About the book:
Who would think to call Ophelia a corpse? She is but a woman emptied of herself.
In 1993, when she was 18 years old, Dani Netherclift witnessed the drowning deaths of her father and brother in an irrigation channel in North-East Victoria. Or, she saw her father and brother disappear beneath an opaque surface and never saw these loved ones again. But also, never stopped imagining the shape of this bodily loss. Not viewing the bodies grows into a form of ambiguous loss that makes the world dangerous, making people seem liable to suddenly vanishing.
What would it have been like to have seen them, after the fact? To have looked upon their bodies. To picture the emptied vessels of her father and brother is to reach toward a sense of closure; a form of magical thinking in which goodbye is made possible. Vessel pulls together a language of space and ruin, interleaving stories of what it means to lose the physical body of a person you love with a bricolage of literature, history and (vessel) translations, and the realisation that all bodies become in the end bodies of text, beautifully written palimpsests—elegies—inked on the skins of the dead.
Released November 3, 2024
Pre-order here
Book Launch News
My book, Vessel is not far away! The first launch event will take place in Geelong, At Beav’s Bar, 77-79 Little Malop St, walking distance from Geelong Station. Geelong is a pleasant 1 hours train trip from Southern Cross Station in Melbourne. The event will be supported by Geelong’s The Book Bird book shop. Event is free but please do book a ticket! Details of another event at Ink Bookshop in Mansfield on November 9 to follow.
AAWP/ Westerly Life Writing Prize 2024
My lyric essay’ Our Unmoored Selves’ was highly commended/honourably mentioned in the 2024 AAWP/Westerly Life Writing Prize. This essay is about how words on a page can connect and reconnect us even in ‘lost’ spaces of time (selves in extremity, in this case, anesthesia, and after death).
Judges comments:
This is a deceptively intricate piece, which builds from a seemingly innocuous opening to come to confront a series of traumatic experiences in a powerful way. Most impressive in this work is the manner in which the representation of trauma is both extended emotionally, offered to the reader, and at other points held and contemplated at something of a distance – there is a consciousness here of the untranslatable, and of the limits of linguistic expression. The writing offers nuanced references to a variety of sources that come together into a complex subtextual engagement with the lived reality, framed through the notion of the twilight cognitive state of anaesthesia. This is sophisticated and powerful both as an entry into lived experience and as a metaphor for the brain’s ability to grapple with extremity in both conscious and subconscious ways.

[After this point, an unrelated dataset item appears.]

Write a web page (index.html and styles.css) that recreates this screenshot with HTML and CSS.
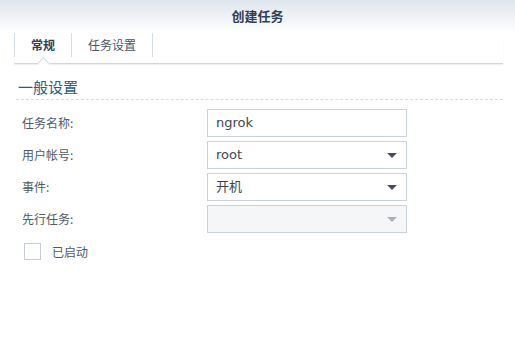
FILE: index.html
```html
<!DOCTYPE html>
<html lang="zh">
<head>
    <meta charset="UTF-8">
    <meta name="viewport" content="width=device-width, initial-scale=1.0">
    <title>创建任务</title>
    <link rel="stylesheet" href="styles.css">
</head>
<body>
    <div class="header">创建任务</div>
    <div class="tabs">
        <div class="tab active">常规</div>
        <div class="tab">任务设置</div>
    </div>
    <div class="content">
        <div class="section-title">一般设置</div>
        <div class="form">
            <label class="label">任务名称:</label>
            <div class="field">ngrok</div>

            <label class="label">用户帐号:</label>
            <div class="field select">root<span class="arrow"></span></div>

            <label class="label">事件:</label>
            <div class="field select">开机<span class="arrow"></span></div>

            <label class="label">先行任务:</label>
            <div class="field select disabled"><span class="arrow"></span></div>
        </div>
        <div class="check-row">
            <span class="checkbox"></span>
            <span class="check-label">已启动</span>
        </div>
    </div>
</body>
</html>
```

FILE: styles.css
```css
* {
    box-sizing: border-box;
}
body {
    margin: 0;
    background-color: #ffffff;
    font-family: "DejaVu Sans", "Noto Sans CJK SC", sans-serif;
    font-size: 12px;
    color: #505a64;
}
.header {
    height: 33px;
    line-height: 32px;
    text-align: center;
    font-size: 13px;
    font-weight: bold;
    color: #2f3f55;
    font-family: "Noto Sans CJK SC", sans-serif;
    background: linear-gradient(to bottom, #dfe5ed, #ffffff);
}
.tabs {
    display: flex;
    margin: 0 12px 0 14px;
    height: 31px;
    border-bottom: 1px solid #d4d8dc;
    box-shadow: 0 1px 1px rgba(0, 0, 0, 0.06);
}
.tab {
    position: relative;
    height: 24px;
    line-height: 24px;
    padding: 0 16px;
    border-right: 1px solid #d5dde6;
    font-family: "Noto Sans CJK SC", sans-serif;
    color: #4a5566;
}
.tab:first-child {
    border-left: 1px solid #d5dde6;
}
.tab.active {
    font-weight: bold;
    color: #2f3f55;
}
.tab.active::after {
    content: "";
    position: absolute;
    left: 50%;
    bottom: -11px;
    width: 8px;
    height: 8px;
    margin-left: -4px;
    background-color: #ffffff;
    border-top: 1px solid #d4d8dc;
    border-left: 1px solid #d4d8dc;
    transform: rotate(45deg);
}
.content {
    padding: 0 12px 0 16px;
}
.section-title {
    margin: 14px 0 0 0;
    padding: 0 0 3px 2px;
    font-size: 15px;
    line-height: 18px;
    color: #2a5a8e;
    font-family: "Noto Sans CJK SC", sans-serif;
    border-bottom: 1px dashed #d2dbe6;
}
.form {
    display: grid;
    grid-template-columns: 185px 200px;
    row-gap: 4px;
    margin-top: 9px;
    padding-left: 6px;
}
.label {
    line-height: 28px;
    font-family: "Noto Sans CJK SC", sans-serif;
    color: #505a64;
}
.field {
    position: relative;
    height: 28px;
    line-height: 26px;
    padding: 0 8px;
    border: 1px solid #c9d2dc;
    font-size: 13px;
    color: #3e4650;
    font-family: "DejaVu Sans", "Noto Sans CJK SC", sans-serif;
}
.field.disabled {
    background-color: #f4f6f8;
}
.arrow {
    position: absolute;
    right: 9px;
    top: 11px;
    width: 0;
    height: 0;
    border-left: 5px solid transparent;
    border-right: 5px solid transparent;
    border-top: 5px solid #47505c;
}
.disabled .arrow {
    border-top-color: #a9b0b8;
}
.check-row {
    display: flex;
    align-items: center;
    margin-top: 10px;
    padding-left: 8px;
}
.checkbox {
    width: 17px;
    height: 17px;
    border: 1px solid #c4cdd7;
    background-color: #ffffff;
}
.check-label {
    margin-left: 11px;
    font-family: "Noto Sans CJK SC", sans-serif;
    color: #505a64;
}
```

My gratitude goes to AAWP and to Westerly for offering this prize and for reading. Congratulation to the winner of the first prize, Rose Hunter, and to the other highly commended/honourably mentioned writer, Oliver Shaw.
The Portside Review Human Rights Essay Prize
My lyric essay ‘Read as a boy’ won second place in the Portside Review Human Rights Essay Prize. The piece details the correlations between reading a lyric essay and understanding my autistic son.
Judges comments:
John Ryan: Dani Netherclift uses the lyric form to thoughtfully question and represent the fragmentary way we understand the other, in this case her autistic son. Through a strategy of attentiveness and a sustained, elegantly rendered personal voice, the author offers us a teaching moment, and as she shares some of the moments in their life together, we recognise that what she has learned is the outcome of love. The essay is underpinned with respect for her son and as well, Netherclift places trust in the reader’s ability to learn.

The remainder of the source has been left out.